Today's Papers

Nix Tapes

The New York Times leads with more details on the case of the C.I.A.’s destroyed videotapes, including disclosures that several officials from the White House, the Justice Department and Congress advised the agency to keep the tapes. The Washington Post leads with, and the other papers front, demands from Democratic members of Congress that the Justice Department and congressional committees investigate the tapes’ destruction. The Wall Street Journal tops its world-wide newsbox with a similar story, which also speculates that future terrorism trials could be compromised because the episode might raise doubts about government evidence. The Los Angeles Times leads with a breakdown in talks between Hollywood writers and studios.

Among the officials who warned the CIA not to destroy the tapes was Porter Goss, then the chair of the House intelligence committee and later the agency’s director. Although he was director when the tapes were destroyed, he was not aware of their destruction. Congress was first informed about the tapes’ existence in February 2003, when the agency’s general counsel briefed a small group of senior members. That same year, the counsel told White House general counsel Harriet Miers about the tapes and she also recommended that they not be destroyed, the paper said. All the papers note that White House spokeswoman Dana Perino said President Bush had “no recollection” of hearing about the tapes or their destruction.

The Senate intelligence committee announced that it will investigate the tape affair, and Democrats asked Attorney General Michael Mukasey—who during his confirmation hearings dodged questions about torturing terror suspects—to launch a Justice Department investigation. The members of the 9/11 commission were not happy, either.

“The C.I.A. certainly knew of our interest in getting all the information we could on the detainees, and they never indicated to us there were any videotapes,” Lee Hamilton, the co-chair of the commission, told the NYT. “Did they obstruct our inquiry? The answer is clearly yes. Whether that amounts to a crime, others will have to judge.”

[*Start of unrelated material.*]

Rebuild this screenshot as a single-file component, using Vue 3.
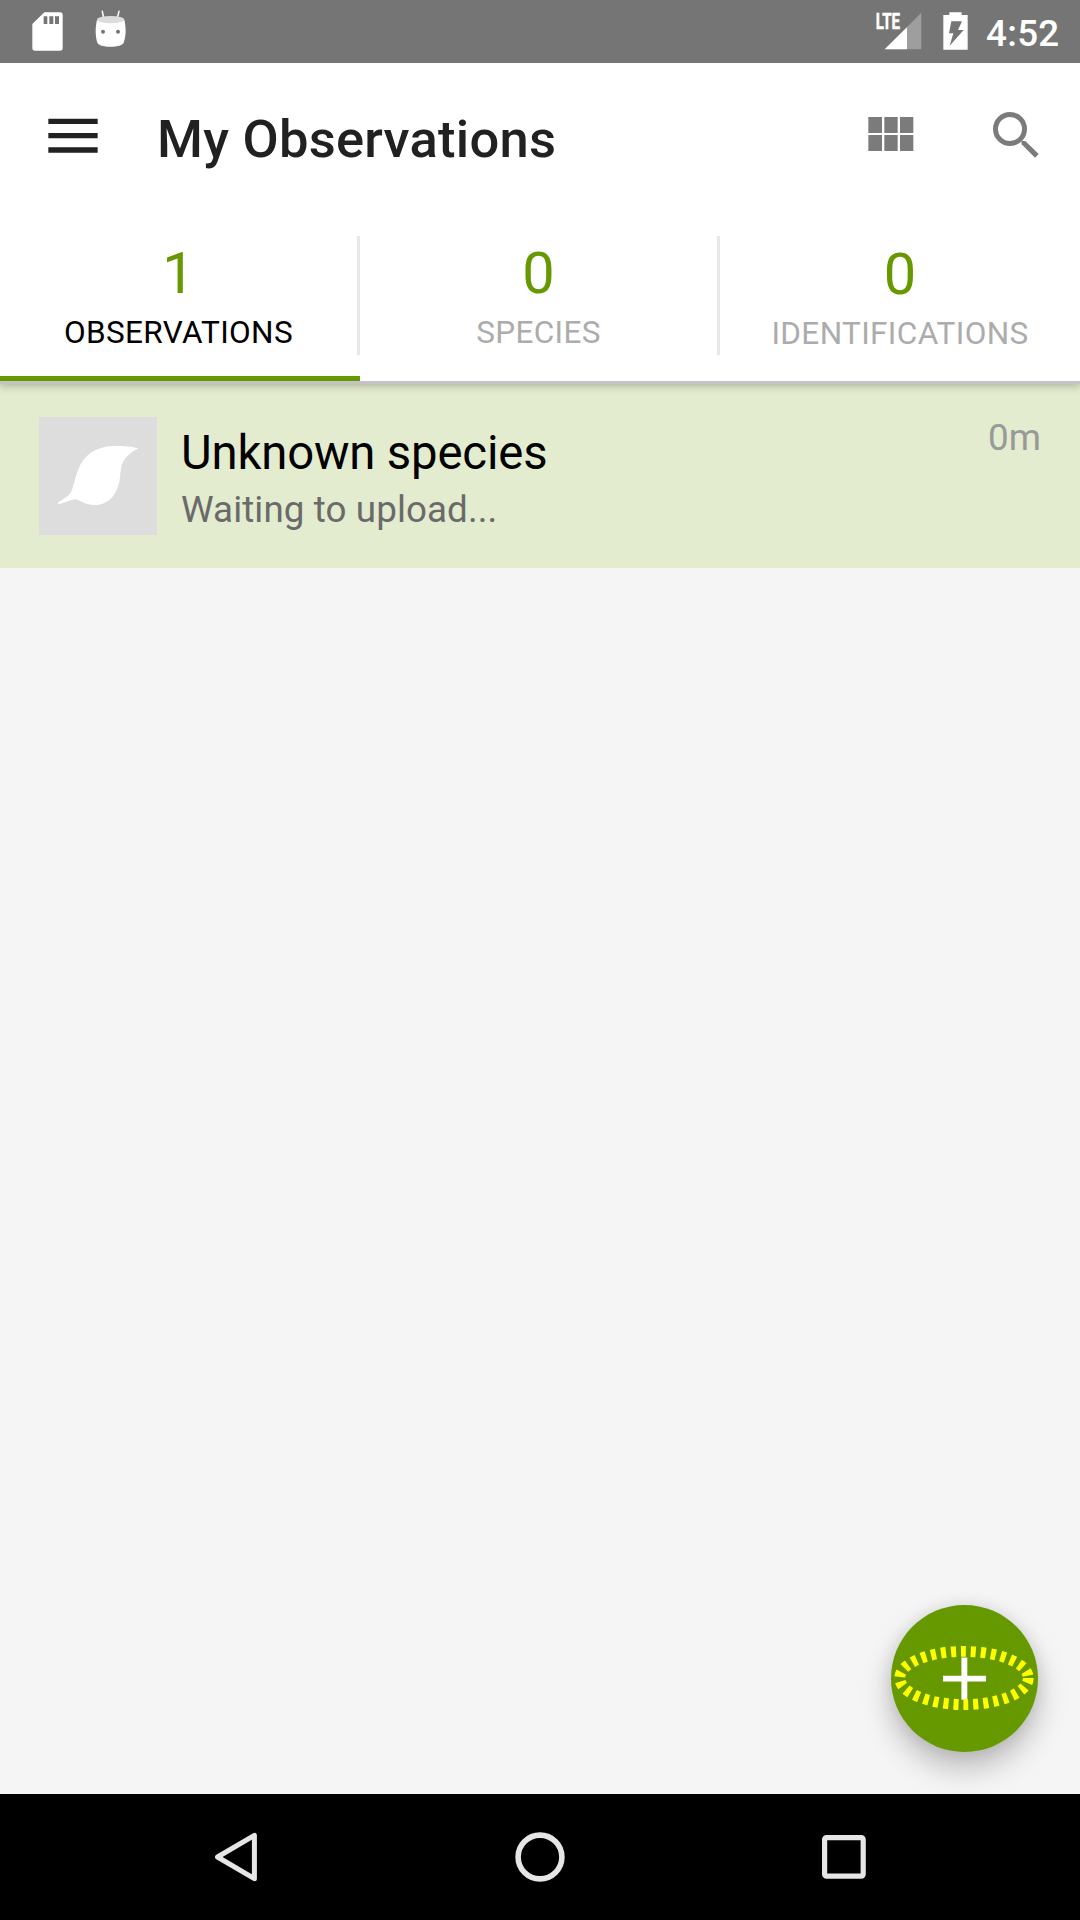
<script setup>
const tabs = [
  { count: 1, label: 'OBSERVATIONS', active: true },
  { count: 0, label: 'SPECIES' },
  { count: 0, label: 'IDENTIFICATIONS' },
]
const observations = [{ name: 'Unknown species', status: 'Waiting to upload...', age: '0m' }]
</script>

<template>
  <div class="screen">
    <header class="status">
      <svg class="sd" viewBox="96 36 93 117">
        <path fill="#fff" d="M133 37H180Q188 37 188 45V144Q188 152 180 152H105Q97 152 97 144V72Z" />
        <path fill="#757575" d="M131 49h11v23h-11zM148 49h12v23h-12zM165 49h12v23h-12z" />
      </svg>
      <svg class="droid" viewBox="285 30 93 114">
        <path d="M307 34L311 54M357 34L352 54" stroke="#fff" stroke-width="4.5" stroke-linecap="round" />
        <path fill="#fff" d="M291 60C286 78 285 108 292 128C294 135 310 140 331 140C353 140 369 135 371 128C379 108 378 78 373 60Z" />
        <ellipse cx="332" cy="59" rx="41" ry="11" fill="#dcdcdc" />
        <circle cx="309" cy="95" r="6" fill="#757575" />
        <circle cx="354" cy="95" r="6" fill="#757575" />
      </svg>
      <span class="grow"></span>
      <svg class="signal" viewBox="165 36 141 114">
        <path fill="#9e9e9e" d="M304 38V148H194Z" />
        <path fill="#fff" d="M261 82V148H194Z" />
        <text x="167" y="87" class="lte" textLength="73" lengthAdjust="spacingAndGlyphs">LTE</text>
      </svg>
      <svg class="battery" viewBox="369 36 75 114">
        <path fill="#fff" d="M388 37H425V45H443V149H370V45H388Z" />
        <path fill="#757575" d="M394 64H426L414 90H431L389 137L400 100H387Z" />
      </svg>
      <span class="clock">4:52</span>
    </header>

    <div class="toolbar">
      <svg class="menu" viewBox="144 354 150 108">
        <path fill="#212121" d="M145 356H293V372H145ZM145 399H293V415H145ZM145 442H293V458H145Z" />
      </svg>
      <h1>My Observations</h1>
      <span class="grow"></span>
      <svg class="grid" viewBox="144 348 138 108">
        <path fill="#7b7b7b" d="M145 351h41v48h-41zM193 351h40v48h-40zM240 351h40v48h-40zM145 405h41v48h-41zM193 405h40v48h-40zM240 405h40v48h-40z" />
      </svg>
      <svg class="search" viewBox="516 333 141 141" fill="none" stroke="#7b7b7b">
        <circle cx="570" cy="387" r="43.5" stroke-width="15" />
        <path d="M604 423H616L656 462L645 473L605 433Z" fill="#7b7b7b" stroke="none" />
      </svg>
    </div>

    <nav class="tabs">
      <div v-for="t in tabs" :key="t.label" class="tab" :class="{ active: t.active }">
        <div class="count">{{ t.count }}</div>
        <div class="label">{{ t.label }}</div>
      </div>
    </nav>

    <main class="content">
      <div v-for="o in observations" :key="o.name" class="row">
        <svg class="thumb" viewBox="117 141 354 354">
          <rect x="117" y="141" width="354" height="354" fill="#ddd" />
          <path fill="#fff" d="M173 399C188 386 208 380 215 362C223 340 227 318 235 297C252 256 285 230 340 228C375 227 400 230 415 236C397 243 370 262 364 290C359 315 362 343 344 371C328 396 307 405 280 405C253 404 240 390 228 388C214 388 196 399 176 402Z" />
        </svg>
        <div class="info">
          <div class="name">{{ o.name }}</div>
          <div class="state">{{ o.status }}</div>
        </div>
        <div class="age">{{ o.age }}</div>
      </div>
      <button class="fab" aria-label="Add">
        <svg viewBox="891 1605 147 147">
          <path fill="#fff" d="M961.4 1657.4H967.3V1675.7H986V1681.5H967.3V1699.7H961.4V1681.5H943V1675.7H961.4Z" />
          <ellipse cx="964" cy="1678" rx="64.3" ry="26.6" fill="none" stroke="#ff0" stroke-width="10.8" stroke-dasharray="5 5" />
        </svg>
      </button>
    </main>

    <footer class="navbar">
      <svg viewBox="0 0 60 60" fill="none" stroke="#e6e6e6" stroke-width="5">
        <path d="M48.4 8.3V51.7L11.5 30Z" stroke-linejoin="round" />
      </svg>
      <svg viewBox="0 0 60 60" fill="none" stroke="#e6e6e6" stroke-width="5.6">
        <circle cx="30" cy="30" r="21.9" />
      </svg>
      <svg viewBox="0 0 60 60" fill="none" stroke="#e6e6e6" stroke-width="5.2">
        <rect x="10.6" y="10.6" width="38.6" height="38.6" rx="2" />
      </svg>
    </footer>
  </div>
</template>

<style>
body { margin: 0; }
</style>

<style scoped>
.screen {
  width: 1080px;
  height: 1920px;
  display: flex;
  flex-direction: column;
  background: #f5f5f5;
  font-family: Roboto, sans-serif;
  overflow: hidden;
}
svg { display: block; flex: none; }
.grow { flex: 1; }
.status {
  height: 63px;
  flex: none;
  box-sizing: border-box;
  display: flex;
  align-items: flex-start;
  padding: 0 0 0 32px;
  background: #757575;
}
.sd { width: 31px; height: 39px; margin-top: 12px; }
.droid { width: 31px; height: 38px; margin: 10px 0 0 32px; }
.signal { width: 47px; height: 38px; margin-top: 12px; overflow: visible; }
.lte { font-size: 66px; font-weight: 700; fill: #fff; stroke: #fff; stroke-width: 1.5px; }
.battery { width: 25px; height: 38px; margin: 12px 18px 0 21px; }
.clock {
  width: 94px;
  font-size: 36.75px;
  font-weight: 500;
  line-height: 67px;
  letter-spacing: 0.3px;
  color: #fff;
}
.toolbar {
  height: 147px;
  flex: none;
  display: flex;
  align-items: flex-start;
  position: relative;
  z-index: 2;
  background: #fff;
}
.menu { width: 50px; height: 36px; margin: 55px 0 0 48px; }
h1 {
  margin: 0 0 0 59px;
  font-size: 52.5px;
  font-weight: 500;
  line-height: 152px;
  letter-spacing: 0.26px;
  color: #212121;
}
.grid { width: 46px; height: 36px; margin: 53px 78px 0 0; }
.search { width: 47px; height: 47px; margin: 48px 41px 0 0; }
.tabs {
  height: 171px;
  flex: none;
  display: flex;
  background: #fff;
  position: relative;
  z-index: 1;
  box-shadow: 0 3px 1px #c3c3c8, 0 4px 9px rgba(0, 0, 0, 0.3);
}
.tab {
  flex: none;
  width: 360px;
  box-sizing: border-box;
  padding: 29px 3px 0 0;
  text-align: center;
  color: #acacac;
  background: linear-gradient(#e8e8e8, #e8e8e8) no-repeat right 26px / 3px 119px;
  border-bottom: 5px solid transparent;
  background-origin: border-box;
}
.tab:last-child { padding: 30px 0 0; background: none; }
.tab.active { color: #000; border-bottom-color: #690; }
.count { font-size: 57.75px; line-height: 68px; color: #690; }
.label { margin-top: 6.5px; font-size: 31.5px; line-height: 38px; letter-spacing: 0.36px; }
.content { flex: 1; position: relative; overflow: hidden; }
.row {
  height: 187px;
  box-sizing: border-box;
  padding: 36px 39px 0;
  display: flex;
  background: #e3ecce;
}
.thumb { width: 118px; height: 118px; }
.info { flex: 1; margin-left: 24px; }
.name { font-size: 47.25px; line-height: 56px; margin-top: 8px; letter-spacing: -0.15px; color: #000; }
.state { font-size: 36.75px; line-height: 44px; margin-top: 7px; letter-spacing: 0.1px; color: #6a6a6a; }
.age { font-size: 36.75px; line-height: 42px; color: #999; }
.fab {
  position: absolute;
  right: 42px;
  bottom: 42px;
  width: 147px;
  height: 147px;
  padding: 0;
  border: 0;
  border-radius: 50%;
  background: #690;
  box-shadow: 0 16px 30px rgba(0, 0, 0, 0.24), 0 0 16px rgba(0, 0, 0, 0.09);
}
.navbar {
  height: 126px;
  flex: none;
  display: flex;
  justify-content: space-between;
  align-items: center;
  padding: 0 206px;
  background: #000;
}
.navbar svg { width: 60px; height: 60px; }
</style>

The breakdown in Hollywood negotiations “comes after eight days of contentious negotiations that yielded very little, if any, progress” in ending the five-week writers’ strike, the LAT says. The potential impact: “Virtually all scripted TV shows are expected to stop production by next week, causing a loss of 15,000 jobs and costing the Los Angeles economy about $21 million a day in direct production spending, according to one recent estimate.”

Mike Huckabee pressured members of the Arkansas parole board to release a convicted rapist who later killed at least one other woman, the LAT reports on the front page. The rapist had claimed to be “saved,” and an influential pastor who was a friend of Huckabee’s lobbied hard for his release. The paper talked to four of the members of the board at the time the decision was made to release the man, and three of them disputed Huckabee’s claim that he had little to do with the board’s decision. “We felt pressured by him,” one board member told the paper. “I felt compelled to do it. … It was a favor for the governor.” The paper also has a lot of the dramatic back story, replete with “Gothic details—rape and castration, a corrupt county sheriff and state politics. Finally, there is murder,” as the paper puts it.

Hillary Clinton’s campaign is dispatching several prominent women, including her mother and Madeleine Albright, to Iowa to shore up support among women there, the Post reports on the front page. Her campaign is worried about recent inroads into the female electorate made by her main competitor, Barack Obama. The Journal, also on the front page, notes that Clinton is having trouble wooing the nation’s top businesswomen, and is having more luck with working-class females.

The Post goes inside with an insightful look at how the new intelligence on Iran’s nuclear program was attained. Ironically, it was a personal effort by President Bush to beef up knowledge on Iran that led to the discovery that Tehran had stopped building nuclear weapons in 2003.

“With Bush pressing for more information, the intelligence community finally came up with something new—a series of communications intercepts, including snippets of conversations between key Iranian officials, one of them a military officer whose name appeared on the laptop. Two sources said the Iranians complained that the nuclear weapons program had been shuttered four years earlier and argued about whether it would ever be restarted,” the paper writes.

Also in the papers … The non-U.S. troop presence in Iraq has shrunk from a high of more than 25,000 soldiers to less than 12,000, the Post reports on the front page. And the missions they take on are, in many cases, modest: Kazakhstan’s bomb-removal forces don’t leave their base. Democrats in Congress appear to have reached a compromise with the Bush administration to fund the Iraq war without a withdrawal timetable in exchange for more spending on domestic programs, both the NYT and Post report on the front page. The LAT has a nice front-page feature on the business partnership between two women in Iran, one upper class and one working class, that says a lot about life in Iran today. And dumb criminals are making it easier on prosecutors by using their cell-phone cameras to take photos of things they oughtn’t, the WSJ reports. “Drug dealers just naturally take pictures of their drugs and their money and their significant others,” one expert said.